#### [PROBLEM TO WORK ON]
Copy every line in which the string "index" occurs.
━━━ DATA EXCERPT ━━━
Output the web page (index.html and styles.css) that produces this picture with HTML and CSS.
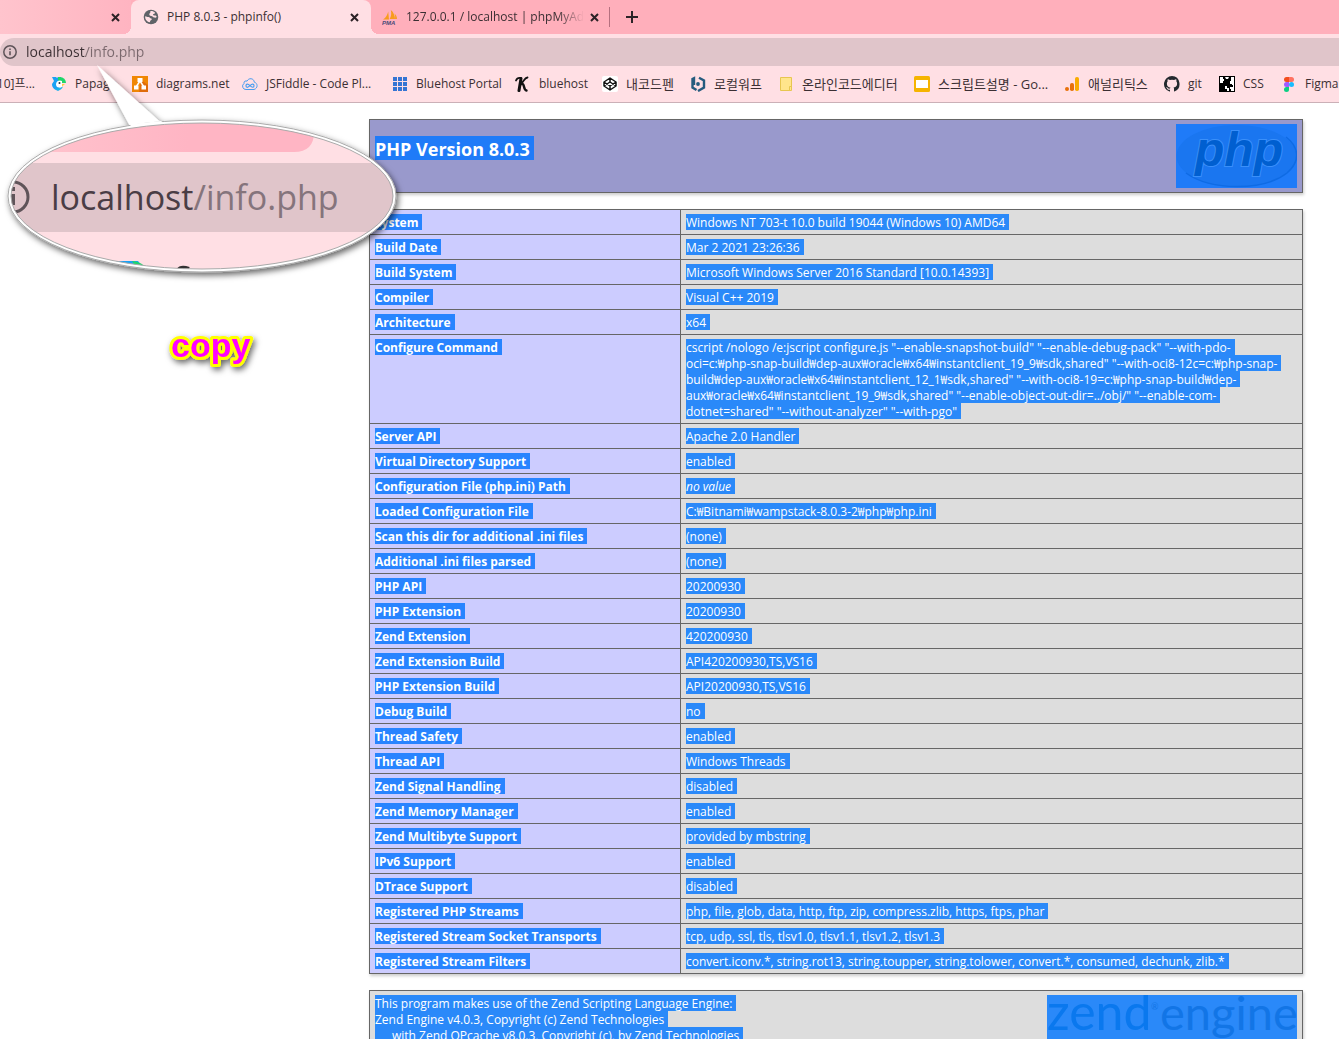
FILE: index.html
```html
<!DOCTYPE html>
<html lang="ko">
<head>
<meta charset="utf-8">
<title>PHP 8.0.3 - phpinfo()</title>
<link rel="stylesheet" href="styles.css">
</head>
<body>
<div class="page">
  <header class="browser">
    <nav class="tabs" aria-label="Tabs">
      <div class="tab tab-first">
        <button class="close" aria-label="Close tab"><svg width="9" height="9" viewBox="0 0 9 9"><path d="M1 1l7 7M8 1l-7 7"/></svg></button>
      </div>
      <div class="tab tab-active">
        <svg class="icon" viewBox="0 0 16 16"><circle cx="8" cy="8" r="7.3" fill="#5f6368"/><path d="M2.2 7.2c1.500 .4 2.300 .8 3.400 .7 1.200 0 1.300 1.300 2.600 1.500 1.200.2 .5 1.600-.6 2-.6.3-.3 1.300-.9 1.900C3.600 12.500 1.800 10 2.200 7.200zM7.300 2.200c1.800-.3 3.600.3 4.800 1.500-.3 1.200-1.500.8-2 1.600-.5.900 1 1.300 2 1.200 1-.1 1.200.5 1.600 1.300-.3.900-1.300 1.100-2.500.8-1.300-.3-1.500-1.300-2.900-1.500C6.600 6.900 6 5.800 6.400 4.700c.2-.7 1.300-.8.9-2.500z" fill="#ffdfe4"/></svg>
        <span class="tab-title">PHP 8.0.3 - phpinfo()</span>
        <button class="close" aria-label="Close tab"><svg width="9" height="9" viewBox="0 0 9 9"><path d="M1 1l7 7M8 1l-7 7"/></svg></button>
      </div>
      <div class="tab tab-last">
        <svg class="icon" viewBox="0 0 16 16"><path d="M1 10.500C4 9 5.500 5.500 6.200 2.500L7 10.500zM7.600 10C9.500 7 9.500 4 8.800 1c3 2 4 6 4.200 9zM13 10c.4-2 .2-4-.6-5.500 1.800 1.500 2.600 3.500 2.600 5.500z" fill="#f89c1c"/><text class="pma" x="0" y="16">PMA</text></svg>
        <span class="tab-title fade">127.0.0.1 / localhost | phpMyAd</span>
        <button class="close" aria-label="Close tab"><svg width="9" height="9" viewBox="0 0 9 9"><path d="M1 1l7 7M8 1l-7 7"/></svg></button>
      </div>
      <button class="new-tab" aria-label="New tab"><svg width="12" height="12" viewBox="0 0 12 12"><path d="M6 0v12M0 6h12"/></svg></button>
    </nav>
    <div class="address">
      <svg class="info" viewBox="0 0 14 14"><circle cx="7" cy="7" r="6.200" fill="none" stroke="#5f5459" stroke-width="1.500"/><path d="M7 6.200v4M7 3.500v1.500" stroke="#5f5459" stroke-width="1.600"/></svg>
      <input class="url" type="text" aria-label="Address" value="localhost/info.php">
    </div>
    <nav class="bookmarks" aria-label="Bookmarks">
      <a href="#" class="cut">10]프...</a>
      <a href="#"><svg class="icon" viewBox="0 0 16 16"><path d="M1 1h4l1 1 1-1h3v5l-2 8.500C4 14.500 1 12 1 8l2-3z" fill="#1ba1f3"/><path d="M7 1h2a6 6 0 0 1 6 6h-5L7 4z" fill="#1fd66a"/><path d="M5 9a4 4 0 0 1 6-4v6.500H8A3 3 0 0 1 5 9z" fill="#fff"/><path d="M3 12c3 1.500 6 0 9-1.500-1 3-4 4.500-6 4z" fill="#1bb6e8"/><circle cx="8.500" cy="7" r="1" fill="#234"/><path d="M11 8h3l-3 2.500z" fill="#ffcf40"/></svg>Papago</a>
      <a href="#"><svg class="icon" viewBox="0 0 16 16"><path d="M0 0h16v16H0z" fill="#f08705"/><path d="M9 4l7 5v7H7z" fill="#df6c0c"/><path d="M8 5L4 11M8 5l4 6" stroke="#fff" stroke-width="1.500"/><path d="M5.500 2h5v4h-5zM2 9.500h4.500v4H2zM9.500 9.500H14v4H9.500z" fill="#fff"/></svg>diagrams.net</a>
      <a href="#"><svg class="icon" viewBox="0 0 16 16" fill="none" stroke="#4a9df0"><path d="M4 13.500a3.300 3.300 0 0 1-2-6C1.500 5 4 4.500 5 5.200 6.500 1.500 12 2 12.300 6.200c3.500.8 4 6-.3 7.300z"/><path d="M8 9.700C5.500 7 4 8 4 9.700s1.500 2.500 4 0 4-1.500 4 0-1.500 2.500-4 0z" stroke-width="1.200"/></svg>JSFiddle - Code Pl...</a>
      <a href="#"><svg class="icon" viewBox="0 0 16 16" fill="#3575d3"><path d="M1 1h4v4H1zM6 1h4v4H6zM11 1h4v4h-4zM1 6h4v4H1zM6 6h4v4H6zM11 6h4v4h-4zM1 11h4v4H1zM6 11h4v4H6zM11 11h4v4h-4z"/></svg>Bluehost Portal</a>
      <a href="#"><svg class="icon" viewBox="0 0 16 16" fill="none" stroke="#111" stroke-linecap="round"><path d="M6 2.500L4 14.500" stroke-width="3"/><path d="M1 4.500c1-2.500 3-3 5-2.500M12.500 1.500C9.500 2 9 5 6 8" stroke-width="1.800"/><path d="M6.500 8c3.500-1 1.500 6 5 6.500" stroke-width="2.400"/></svg>bluehost</a>
      <a href="#" class="ko"><svg class="icon" viewBox="0 0 16 16"><rect width="16" height="16" rx="2" fill="#fff"/><path d="M8 2l6 4v4l-6 4-6-4V6zM8 2v4M8 10v4M2 6l6 4 6-4M2 10l6-4 6 4" fill="none" stroke="#111" stroke-width="1.500" stroke-linejoin="round"/></svg>내코드펜</a>
      <a href="#" class="ko"><svg class="icon" viewBox="0 0 16 16"><path d="M6.500 14L2.500 11.500V3L4 2.200V9M8 15l6-3.500v-7L9 1.800" fill="none" stroke="#265b7e" stroke-width="2.400"/><circle cx="8" cy="8" r="1.900" fill="#265b7e"/></svg>로컬워프</a>
      <a href="#" class="ko"><svg class="icon" viewBox="0 0 16 16"><path d="M2.500 1.500h11v10l-1 3h-10z" fill="#ffe58c" stroke="#e7c650"/><path d="M11.500 10.500h2v4h-2z" fill="#ffe58c" stroke="#e7c650"/></svg>온라인코드에디터</a>
      <a href="#" class="ko"><svg class="icon" viewBox="0 0 16 16"><rect width="16" height="16" rx="1.500" fill="#f5b400"/><path d="M2 4h12v8H2z" fill="#fff"/></svg>스크립트설명 - Go...</a>
      <a href="#" class="ko"><svg class="icon" viewBox="0 0 16 16"><rect x="11" y="1" width="4" height="14" rx="1.800" fill="#f9ab00"/><rect x="6" y="7" width="4" height="8" rx="1.800" fill="#e8710a"/><circle cx="3" cy="13" r="2" fill="#e8710a"/></svg>애널리틱스</a>
      <a href="#"><svg class="icon" viewBox="0 0 16 16"><path d="M8 0a8 8 0 0 0-2.500 15.600c.4.100.5-.2.500-.4v-1.500c-2.200.5-2.700-1-2.700-1-.4-.9-.9-1.200-.9-1.200-.7-.5.100-.5.100-.5.800.1 1.200.8 1.200.8.700 1.200 1.900.9 2.300.7.100-.5.300-.9.500-1.100-1.800-.2-3.600-.9-3.600-4 0-.9.300-1.600.8-2.100-.1-.2-.4-1 .1-2.100 0 0 .7-.2 2.200.8a7.600 7.600 0 0 1 4 0c1.500-1 2.200-.8 2.200-.8.400 1.100.2 1.900.1 2.100.5.500.8 1.200.8 2.100 0 3.100-1.900 3.700-3.600 3.900.3.300.5.800.5 1.500v2.200c0 .2.100.5.500.4A8 8 0 0 0 8 0z" fill="#24292e"/></svg>git</a>
      <a href="#"><svg class="icon" viewBox="0 0 16 16"><path d="M0 0h16v16H0z" fill="#000"/><path d="M1 1h3v2h1v2H4v2H1zM12 1h3v14h-3v-2h-1v-2h2V8h-2V5h1zM6 1h4l-1 2H7zM6 10h2v2h2v3H8v-2H6z" fill="#fff"/><path d="M13 9h1v2h-1z" fill="#000"/></svg>CSS</a>
      <a href="#"><svg class="icon" viewBox="0 0 16 16"><path d="M5.500 1H8v5H5.500a2.500 2.500 0 0 1 0-5z" fill="#f24e1e"/><path d="M8 1h2.500a2.500 2.500 0 0 1 0 5H8z" fill="#ff7262"/><path d="M5.500 6H8v5H5.500a2.500 2.500 0 0 1 0-5z" fill="#a259ff"/><circle cx="10.500" cy="8.500" r="2.500" fill="#1abcfe"/><path d="M5.500 11H8v2.500A2.500 2.500 0 1 1 5.500 11z" fill="#0acf83"/></svg>Figma</a>
    </nav>
  </header>

  <main class="content">
    <section class="title-box">
      <h1><span class="sel">PHP Version 8.0.3</span></h1>
      <svg class="php-logo" viewBox="0 0 121 64" role="img" aria-label="PHP logo">
        <path d="M0 0h121v64H0z" fill="#1f7bf8"/>
        <ellipse cx="60.500" cy="32" rx="60" ry="31" fill="#1a76f0"/>
        <path d="M10 49C35 67 88 67 111 49c14-12 12-26-1-36" fill="none" stroke="#0f6be4" stroke-width="1.500"/>
        <text class="php-word" x="19" y="42">php</text>
      </svg>
    </section>

    <table class="info-table">
      <tbody>
        <tr><th scope="row"><span class="sel">System</span></th><td><span class="sel">Windows NT 703-t 10.0 build 19044 (Windows 10) AMD64</span></td></tr>
        <tr><th scope="row"><span class="sel">Build Date</span></th><td><span class="sel">Mar 2 2021 23:26:36</span></td></tr>
        <tr><th scope="row"><span class="sel">Build System</span></th><td><span class="sel">Microsoft Windows Server 2016 Standard [10.0.14393]</span></td></tr>
        <tr><th scope="row"><span class="sel">Compiler</span></th><td><span class="sel">Visual C++ 2019</span></td></tr>
        <tr><th scope="row"><span class="sel">Architecture</span></th><td><span class="sel">x64</span></td></tr>
        <tr><th scope="row"><span class="sel">Configure Command</span></th><td class="command"><span class="sel">cscript /nologo /e:jscript configure.js "--enable-snapshot-build" "--enable-debug-pack" "--with-pdo-</span><span class="sel">oci=c:₩php-snap-build₩dep-aux₩oracle₩x64₩instantclient_19_9₩sdk,shared" "--with-oci8-12c=c:₩php-snap-</span><span class="sel">build₩dep-aux₩oracle₩x64₩instantclient_12_1₩sdk,shared" "--with-oci8-19=c:₩php-snap-build₩dep-</span><span class="sel">aux₩oracle₩x64₩instantclient_19_9₩sdk,shared" "--enable-object-out-dir=../obj/" "--enable-com-</span><span class="sel">dotnet=shared" "--without-analyzer" "--with-pgo"</span></td></tr>
        <tr><th scope="row"><span class="sel">Server API</span></th><td><span class="sel">Apache 2.0 Handler</span></td></tr>
        <tr><th scope="row"><span class="sel">Virtual Directory Support</span></th><td><span class="sel">enabled</span></td></tr>
        <tr><th scope="row"><span class="sel">Configuration File (php.ini) Path</span></th><td><i class="sel">no value</i></td></tr>
        <tr><th scope="row"><span class="sel">Loaded Configuration File</span></th><td><span class="sel">C:₩Bitnami₩wampstack-8.0.3-2₩php₩php.ini</span></td></tr>
        <tr><th scope="row"><span class="sel">Scan this dir for additional .ini files</span></th><td><span class="sel">(none)</span></td></tr>
        <tr><th scope="row"><span class="sel">Additional .ini files parsed</span></th><td><span class="sel">(none)</span></td></tr>
        <tr><th scope="row"><span class="sel">PHP API</span></th><td><span class="sel">20200930</span></td></tr>
        <tr><th scope="row"><span class="sel">PHP Extension</span></th><td><span class="sel">20200930</span></td></tr>
        <tr><th scope="row"><span class="sel">Zend Extension</span></th><td><span class="sel">420200930</span></td></tr>
        <tr><th scope="row"><span class="sel">Zend Extension Build</span></th><td><span class="sel">API420200930,TS,VS16</span></td></tr>
        <tr><th scope="row"><span class="sel">PHP Extension Build</span></th><td><span class="sel">API20200930,TS,VS16</span></td></tr>
        <tr><th scope="row"><span class="sel">Debug Build</span></th><td><span class="sel">no</span></td></tr>
        <tr><th scope="row"><span class="sel">Thread Safety</span></th><td><span class="sel">enabled</span></td></tr>
        <tr><th scope="row"><span class="sel">Thread API</span></th><td><span class="sel">Windows Threads</span></td></tr>
        <tr><th scope="row"><span class="sel">Zend Signal Handling</span></th><td><span class="sel">disabled</span></td></tr>
        <tr><th scope="row"><span class="sel">Zend Memory Manager</span></th><td><span class="sel">enabled</span></td></tr>
        <tr><th scope="row"><span class="sel">Zend Multibyte Support</span></th><td><span class="sel">provided by mbstring</span></td></tr>
        <tr><th scope="row"><span class="sel">IPv6 Support</span></th><td><span class="sel">enabled</span></td></tr>
        <tr><th scope="row"><span class="sel">DTrace Support</span></th><td><span class="sel">disabled</span></td></tr>
        <tr><th scope="row"><span class="sel">Registered PHP Streams</span></th><td><span class="sel">php, file, glob, data, http, ftp, zip, compress.zlib, https, ftps, phar</span></td></tr>
        <tr><th scope="row"><span class="sel">Registered Stream Socket Transports</span></th><td><span class="sel">tcp, udp, ssl, tls, tlsv1.0, tlsv1.1, tlsv1.2, tlsv1.3</span></td></tr>
        <tr><th scope="row"><span class="sel">Registered Stream Filters</span></th><td><span class="sel">convert.iconv.*, string.rot13, string.toupper, string.tolower, convert.*, consumed, dechunk, zlib.*</span></td></tr>
      </tbody>
    </table>

    <section class="zend-box">
      <p class="zend-text">
        <span class="sel">This program makes use of the Zend Scripting Language Engine:</span>
        <span class="sel">Zend Engine v4.0.3, Copyright (c) Zend Technologies</span>
        <span class="sel indent">with Zend OPcache v8.0.3, Copyright (c), by Zend Technologies</span>
      </p>
      <svg class="zend-logo" viewBox="0 0 250 60" role="img" aria-label="Zend Engine logo">
        <path d="M0 0h250v60H0z" fill="#2a89f9"/>
        <text class="zend-word" x="0" y="35">zend</text>
        <text class="zend-reg" x="104" y="15">®</text>
        <text class="engine-word" x="113" y="35">engine</text>
      </svg>
    </section>
  </main>

  <svg class="overlay" width="420" height="400" viewBox="0 0 420 400">
    <defs>
      <clipPath id="lens"><ellipse cx="202" cy="196" rx="191" ry="73"/></clipPath>
      <filter id="shadow" x="-20%" y="-20%" width="140%" height="160%"><feDropShadow dx="2" dy="3" stdDeviation="3" flood-color="#000" flood-opacity="0.6"/></filter>
      <linearGradient id="tabfill"><stop offset="0" stop-color="#ffc6cf"/><stop offset="0.600" stop-color="#ffb5c4"/></linearGradient>
    </defs>
    <g filter="url(#shadow)">
      <path d="M97 65L131 128H167z" fill="#fff"/>
      <ellipse cx="202" cy="196" rx="194" ry="76" fill="#fff" stroke="#aaa"/>
      <path d="M130 124l31-3 8 6h-38z" fill="#fff"/>
    </g>
    <g clip-path="url(#lens)">
      <path d="M0 110h420v170H0z" fill="#ffdfe4"/>
      <path d="M0 110h314v22q0 20-20 20H0z" fill="url(#tabfill)"/>
      <path d="M0 163h420v69H0z" fill="#e0c5ca"/>
      <circle cx="13" cy="197" r="15" fill="none" stroke="#5f5459" stroke-width="3"/>
      <path d="M13 194v11M13 187v4" stroke="#5f5459" stroke-width="4"/>
      <text class="lens-text" x="51" y="210">localhost<tspan class="path">/info.php</tspan></text>
      <path d="M116 261h22l8 10h-30z" fill="#1ba1f3"/><path d="M132 261q12 1 16 10h-10z" fill="#1fd66a"/>
      <path d="M178 271q2-5 11-2" fill="none" stroke="#333" stroke-width="4"/>
    </g>
    <ellipse cx="202" cy="196" rx="191" ry="73" fill="none" stroke="#aaa"/>
    <text class="copy" x="171" y="357" filter="url(#shadow)">copy</text>
  </svg>
</div>
</body>
</html>
```
FILE: styles.css
```css
* { box-sizing: border-box; }

body {
  margin: 0;
  background: #fff;
  font-family: "Open Sans", "Noto Sans CJK KR", sans-serif;
  font-size: 12px;
  line-height: 16px;
  color: #3b2f33;
}

button {
  padding: 0;
  border: 0;
  background: none;
  display: flex;
  align-items: center;
  justify-content: center;
}

.page {
  position: relative;
  height: 100vh;
  overflow: hidden;
}

/* browser chrome */
.browser {
  background: #ffdfe4;
  border-bottom: 1px solid #cbb0b7;
}

.tabs {
  display: flex;
  height: 34px;
  background: #ffafbb;
}

.tab {
  display: flex;
  align-items: center;
  width: 240px;
  padding: 0 10px 0 12px;
  gap: 8px;
}

.tab-first {
  width: 131px;
  justify-content: flex-end;
  padding-right: 9px;
  background: linear-gradient(90deg, #ffc4cd, #ffb4c1);
}

.tab-active {
  position: relative;
  background: #ffdfe4;
  border-radius: 8px 8px 0 0;
}

.tab-active::before,
.tab-active::after {
  content: "";
  position: absolute;
  bottom: 0;
  width: 8px;
  height: 8px;
}

.tab-active::before {
  left: -8px;
  background: radial-gradient(circle at 0 0, transparent 8px, #ffdfe4 8px);
}

.tab-active::after {
  right: -8px;
  background: radial-gradient(circle at 100% 0, transparent 8px, #ffdfe4 8px);
}

.tab-last {
  padding-left: 11px;
  gap: 4px;
}

.tab-last .icon {
  margin-right: 4px;
}

.tab-title {
  flex: 1;
  white-space: nowrap;
}

.fade {
  -webkit-mask-image: linear-gradient(90deg, #000 85%, transparent);
  mask-image: linear-gradient(90deg, #000 85%, transparent);
}

.icon {
  flex: none;
  width: 16px;
  height: 16px;
}

.close {
  width: 13px;
  height: 16px;
}

.close path,
.new-tab path {
  fill: none;
  stroke: #2c2226;
  stroke-width: 2;
}

.new-tab {
  position: relative;
  width: 42px;
  height: 34px;
}

.new-tab::before {
  content: "";
  position: absolute;
  left: -2px;
  top: 7px;
  width: 1px;
  height: 20px;
  background: #b5707f;
}

.pma {
  font: italic bold 6px "Liberation Sans", sans-serif;
  fill: #4a4a78;
}

.address {
  display: flex;
  align-items: center;
  gap: 9px;
  height: 28px;
  margin-top: 4px;
  padding-left: 3px;
  background: #e0c5ca;
  border-radius: 14px 0 0 14px;
}

.info {
  flex: none;
  width: 14px;
  height: 14px;
}

.url {
  flex: 1;
  border: 0;
  padding: 0;
  font-family: inherit;
  font-size: 14px;
  line-height: 20px;
  background: linear-gradient(90deg, #3b2f33 59px, #7a686d 59px);
  -webkit-background-clip: text;
  background-clip: text;
  color: transparent;
}

.bookmarks {
  display: grid;
  grid-template-columns: 51px 81px 110px 150px 123px 87px 88px 88px 136px 150px 100px 55px 62px auto;
  align-items: center;
  height: 36px;
}

.bookmarks a {
  display: flex;
  align-items: center;
  gap: 8px;
  white-space: nowrap;
  color: inherit;
  text-decoration: none;
}

.bookmarks .ko {
  font-size: 13px;
}

.bookmarks .cut {
  justify-content: flex-end;
  padding-right: 16px;
}

/* phpinfo page */
.content {
  display: flex;
  flex-direction: column;
  gap: 16px;
  padding: 16px 36px 0 369px;
  color: #fff;
}

.sel {
  display: block;
  width: fit-content;
  height: 16px;
  line-height: 18px;
  padding-right: 4px;
  white-space: nowrap;
  background: #2a89f9;
}

.title-box,
.info-table,
.zend-box {
  box-shadow: 1px 2px 3px #ccc;
}

.title-box,
.zend-box {
  display: flex;
  justify-content: space-between;
  align-items: flex-start;
  padding: 4px 5px;
  border: 1px solid #666;
}

.title-box {
  background: #9999cc;
}

h1 {
  margin: 12px 0 0;
  font-size: 18px;
}

h1 .sel {
  height: 24px;
  line-height: 26px;
  background: #1f7bf8;
}

.php-logo {
  width: 121px;
  height: 64px;
}

.php-word {
  font: italic bold 48px "Liberation Sans", sans-serif;
  fill: #005fd0;
  stroke: #3a90fb;
  stroke-width: 2px;
  paint-order: stroke;
}

.info-table {
  width: 100%;
  border-collapse: collapse;
}

.info-table th,
.info-table td {
  padding: 4px 5px;
  border: 1px solid #666;
  text-align: left;
  vertical-align: top;
}

.info-table th {
  width: 311px;
  background: #ccccff;
}

.info-table th .sel {
  background: #2884ff;
}

.info-table td {
  background: #dddddd;
}

.zend-box {
  background: #dddddd;
}

.zend-text {
  margin: 0;
}

.indent {
  padding-left: 17px;
}

.zend-logo {
  width: 250px;
  height: 60px;
}

.zend-word {
  font: 50px "Lato", sans-serif;
  fill: #0a78ee;
}

.zend-reg {
  font: 9px "Lato", sans-serif;
  fill: #1275e6;
}

.engine-word {
  font: 47px "Lato", sans-serif;
  fill: #1275e6;
}

/* annotations laid over the page */
.overlay {
  position: absolute;
  left: 0;
  top: 0;
  pointer-events: none;
}

.lens-text {
  font: 34px "Open Sans", sans-serif;
  fill: #4a3d45;
}

.lens-text .path {
  fill: #85747c;
}

.copy {
  font: bold 34px "Liberation Sans", sans-serif;
  fill: #ff00ff;
  stroke: #ffff00;
  stroke-width: 6px;
  stroke-linejoin: round;
  paint-order: stroke;
}
```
━━━
#### [OUTPUT OF THE EXERCISE]
Output the web page (index.html and styles.css) that produces this picture with HTML and CSS.
FILE: index.html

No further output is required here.